### Exercise directions
Search the data below for the word "this" and copy each line that holds it.

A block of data
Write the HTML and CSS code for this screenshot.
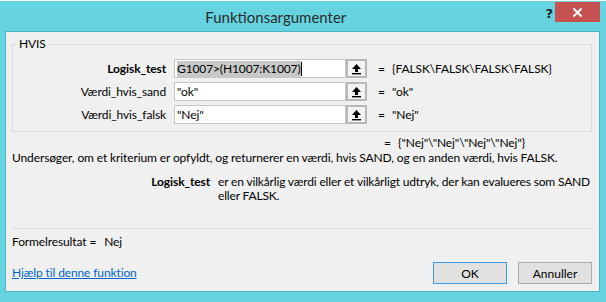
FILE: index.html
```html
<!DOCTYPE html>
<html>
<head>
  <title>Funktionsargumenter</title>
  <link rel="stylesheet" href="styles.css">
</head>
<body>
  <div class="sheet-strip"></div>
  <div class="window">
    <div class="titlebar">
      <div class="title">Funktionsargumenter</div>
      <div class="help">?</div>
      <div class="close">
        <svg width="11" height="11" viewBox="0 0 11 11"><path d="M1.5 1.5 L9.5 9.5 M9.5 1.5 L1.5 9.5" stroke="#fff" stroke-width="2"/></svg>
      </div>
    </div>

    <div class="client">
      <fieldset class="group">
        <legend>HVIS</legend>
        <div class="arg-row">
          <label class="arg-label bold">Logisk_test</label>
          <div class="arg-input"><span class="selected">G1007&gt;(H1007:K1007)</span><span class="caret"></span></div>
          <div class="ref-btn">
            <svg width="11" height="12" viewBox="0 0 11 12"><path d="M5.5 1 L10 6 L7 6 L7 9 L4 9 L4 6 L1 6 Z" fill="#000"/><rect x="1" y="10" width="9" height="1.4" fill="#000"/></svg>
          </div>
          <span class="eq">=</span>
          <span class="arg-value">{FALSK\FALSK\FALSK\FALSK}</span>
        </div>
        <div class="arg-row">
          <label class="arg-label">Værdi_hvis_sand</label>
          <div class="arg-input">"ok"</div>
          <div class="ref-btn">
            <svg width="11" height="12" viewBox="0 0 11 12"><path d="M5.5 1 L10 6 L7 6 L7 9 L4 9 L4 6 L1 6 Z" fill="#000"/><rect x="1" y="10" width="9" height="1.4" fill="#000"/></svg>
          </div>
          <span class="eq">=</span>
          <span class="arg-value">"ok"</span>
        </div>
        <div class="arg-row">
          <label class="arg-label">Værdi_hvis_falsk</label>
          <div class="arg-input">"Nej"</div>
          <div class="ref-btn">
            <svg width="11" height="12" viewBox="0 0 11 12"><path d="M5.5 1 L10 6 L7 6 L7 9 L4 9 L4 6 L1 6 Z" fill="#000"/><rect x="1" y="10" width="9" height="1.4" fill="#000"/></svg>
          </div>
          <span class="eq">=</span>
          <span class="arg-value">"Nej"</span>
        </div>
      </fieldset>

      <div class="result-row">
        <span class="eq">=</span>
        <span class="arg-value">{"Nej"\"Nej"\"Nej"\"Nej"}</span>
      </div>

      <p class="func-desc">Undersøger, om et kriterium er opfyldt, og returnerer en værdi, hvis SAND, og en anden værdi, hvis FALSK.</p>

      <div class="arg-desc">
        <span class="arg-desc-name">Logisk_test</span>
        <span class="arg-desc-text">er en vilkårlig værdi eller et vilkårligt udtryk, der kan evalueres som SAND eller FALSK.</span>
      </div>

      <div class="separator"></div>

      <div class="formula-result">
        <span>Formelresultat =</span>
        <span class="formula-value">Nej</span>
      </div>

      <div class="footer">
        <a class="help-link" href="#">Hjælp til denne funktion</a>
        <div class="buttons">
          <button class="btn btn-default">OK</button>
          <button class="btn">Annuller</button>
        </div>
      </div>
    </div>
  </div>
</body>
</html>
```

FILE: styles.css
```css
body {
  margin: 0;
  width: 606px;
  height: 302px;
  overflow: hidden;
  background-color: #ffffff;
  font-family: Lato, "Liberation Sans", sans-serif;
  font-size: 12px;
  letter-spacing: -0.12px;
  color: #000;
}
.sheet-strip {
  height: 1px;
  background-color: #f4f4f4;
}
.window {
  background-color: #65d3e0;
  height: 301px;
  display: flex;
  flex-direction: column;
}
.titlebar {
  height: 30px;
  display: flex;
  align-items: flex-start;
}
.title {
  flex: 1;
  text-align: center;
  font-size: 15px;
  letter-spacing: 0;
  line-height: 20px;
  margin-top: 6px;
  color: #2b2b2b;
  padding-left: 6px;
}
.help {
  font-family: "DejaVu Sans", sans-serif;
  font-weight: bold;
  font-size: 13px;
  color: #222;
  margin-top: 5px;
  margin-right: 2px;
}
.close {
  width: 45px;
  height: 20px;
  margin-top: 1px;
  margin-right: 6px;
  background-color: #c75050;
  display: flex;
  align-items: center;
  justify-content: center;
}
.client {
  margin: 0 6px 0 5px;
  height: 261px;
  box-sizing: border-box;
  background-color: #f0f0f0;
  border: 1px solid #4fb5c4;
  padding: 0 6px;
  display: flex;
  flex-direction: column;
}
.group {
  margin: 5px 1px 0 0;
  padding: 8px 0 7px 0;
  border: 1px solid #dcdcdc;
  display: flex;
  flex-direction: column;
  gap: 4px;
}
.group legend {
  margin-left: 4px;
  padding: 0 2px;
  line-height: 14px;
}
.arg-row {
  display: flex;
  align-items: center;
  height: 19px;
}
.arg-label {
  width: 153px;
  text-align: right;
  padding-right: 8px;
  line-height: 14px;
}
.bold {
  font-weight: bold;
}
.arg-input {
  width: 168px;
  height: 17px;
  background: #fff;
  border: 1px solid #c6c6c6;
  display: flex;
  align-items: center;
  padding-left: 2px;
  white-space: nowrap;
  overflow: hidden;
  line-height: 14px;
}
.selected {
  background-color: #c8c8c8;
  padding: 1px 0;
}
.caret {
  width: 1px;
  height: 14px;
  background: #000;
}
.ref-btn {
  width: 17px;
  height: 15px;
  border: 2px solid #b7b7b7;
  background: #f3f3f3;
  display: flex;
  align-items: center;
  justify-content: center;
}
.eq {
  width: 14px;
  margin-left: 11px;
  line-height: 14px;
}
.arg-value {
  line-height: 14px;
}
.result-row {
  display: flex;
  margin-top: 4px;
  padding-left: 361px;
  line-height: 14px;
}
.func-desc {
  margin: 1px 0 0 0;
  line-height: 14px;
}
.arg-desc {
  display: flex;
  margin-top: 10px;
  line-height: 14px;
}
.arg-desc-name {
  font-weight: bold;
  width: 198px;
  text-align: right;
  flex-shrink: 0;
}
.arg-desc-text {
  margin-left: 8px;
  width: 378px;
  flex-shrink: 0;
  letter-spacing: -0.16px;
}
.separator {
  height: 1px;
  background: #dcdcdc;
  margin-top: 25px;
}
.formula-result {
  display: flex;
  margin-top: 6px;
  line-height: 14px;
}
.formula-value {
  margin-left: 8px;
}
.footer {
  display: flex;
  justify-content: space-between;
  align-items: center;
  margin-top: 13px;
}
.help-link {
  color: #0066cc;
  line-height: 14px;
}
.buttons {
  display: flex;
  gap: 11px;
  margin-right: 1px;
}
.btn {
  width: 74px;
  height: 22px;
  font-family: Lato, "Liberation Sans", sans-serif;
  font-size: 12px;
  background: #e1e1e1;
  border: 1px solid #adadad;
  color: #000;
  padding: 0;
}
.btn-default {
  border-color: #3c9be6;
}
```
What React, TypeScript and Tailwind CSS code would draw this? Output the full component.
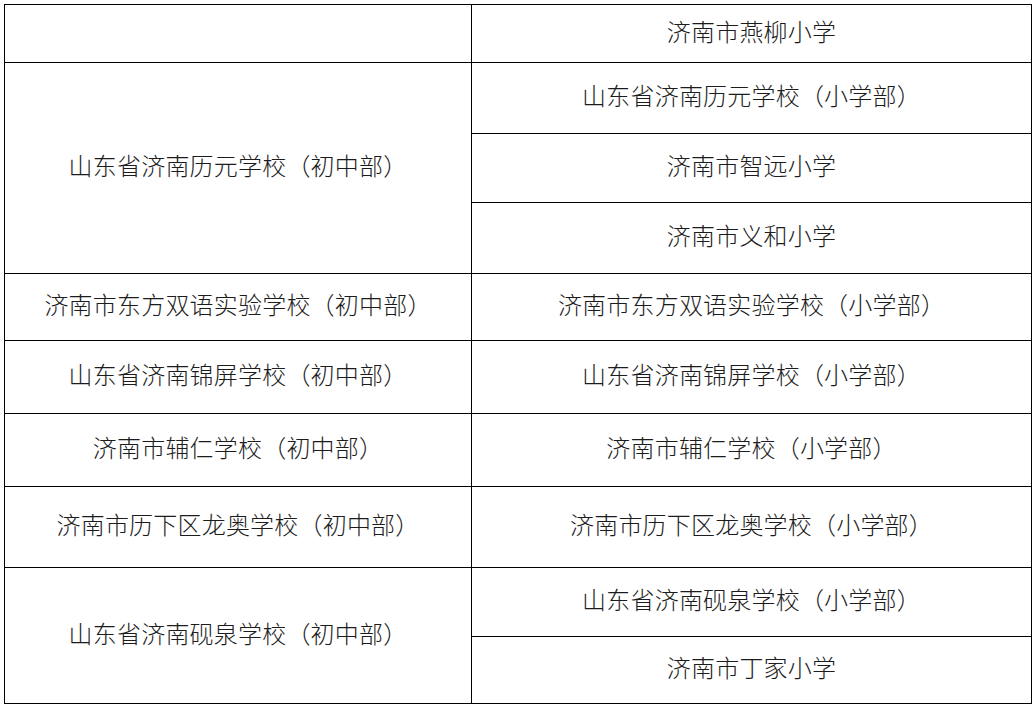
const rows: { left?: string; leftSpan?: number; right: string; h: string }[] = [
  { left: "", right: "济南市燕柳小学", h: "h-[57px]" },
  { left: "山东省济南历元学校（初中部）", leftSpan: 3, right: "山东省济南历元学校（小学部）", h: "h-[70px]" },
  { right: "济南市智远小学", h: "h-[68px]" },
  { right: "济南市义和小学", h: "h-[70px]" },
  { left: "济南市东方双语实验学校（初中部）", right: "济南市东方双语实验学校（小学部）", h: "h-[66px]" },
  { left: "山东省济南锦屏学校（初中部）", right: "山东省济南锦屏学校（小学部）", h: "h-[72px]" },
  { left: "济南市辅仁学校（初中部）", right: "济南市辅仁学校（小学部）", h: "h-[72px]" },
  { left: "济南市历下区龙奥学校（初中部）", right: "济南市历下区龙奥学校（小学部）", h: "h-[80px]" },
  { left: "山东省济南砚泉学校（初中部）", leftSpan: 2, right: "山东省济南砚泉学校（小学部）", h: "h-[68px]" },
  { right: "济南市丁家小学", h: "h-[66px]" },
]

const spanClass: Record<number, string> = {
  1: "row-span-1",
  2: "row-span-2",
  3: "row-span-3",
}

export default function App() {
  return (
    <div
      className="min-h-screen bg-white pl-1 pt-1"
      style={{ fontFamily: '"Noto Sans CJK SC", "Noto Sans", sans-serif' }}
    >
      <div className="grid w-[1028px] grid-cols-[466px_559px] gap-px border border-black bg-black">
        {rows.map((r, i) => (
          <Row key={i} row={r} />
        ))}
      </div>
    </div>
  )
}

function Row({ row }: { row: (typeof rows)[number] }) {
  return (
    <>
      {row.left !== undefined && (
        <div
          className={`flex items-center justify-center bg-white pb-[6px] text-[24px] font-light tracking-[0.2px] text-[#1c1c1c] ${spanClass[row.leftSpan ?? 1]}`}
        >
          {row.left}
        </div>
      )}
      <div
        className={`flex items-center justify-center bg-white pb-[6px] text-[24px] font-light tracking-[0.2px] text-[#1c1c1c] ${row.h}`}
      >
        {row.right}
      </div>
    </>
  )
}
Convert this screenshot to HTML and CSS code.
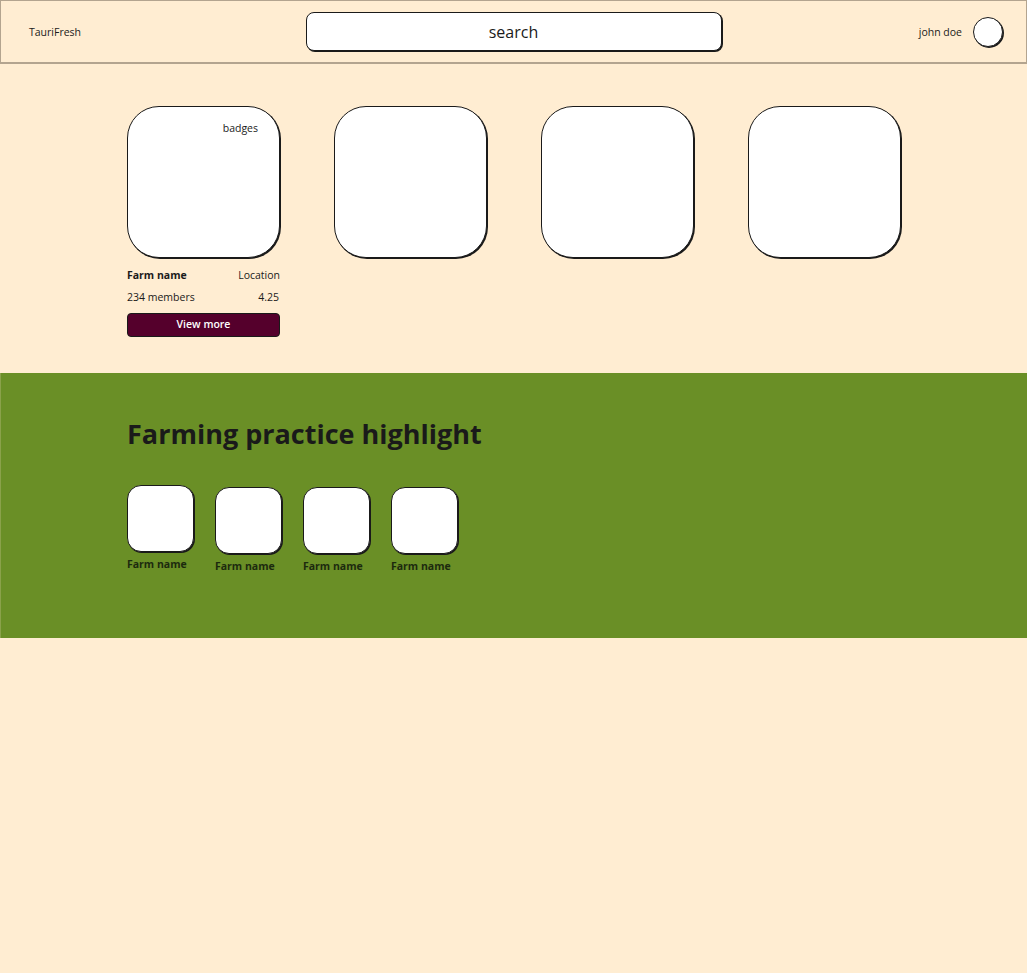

### Exercise answer
Write the HTML and CSS code for this screenshot.
What React, TypeScript and Tailwind CSS code would draw this? Output the full component.
Convert this screenshot to HTML and CSS code.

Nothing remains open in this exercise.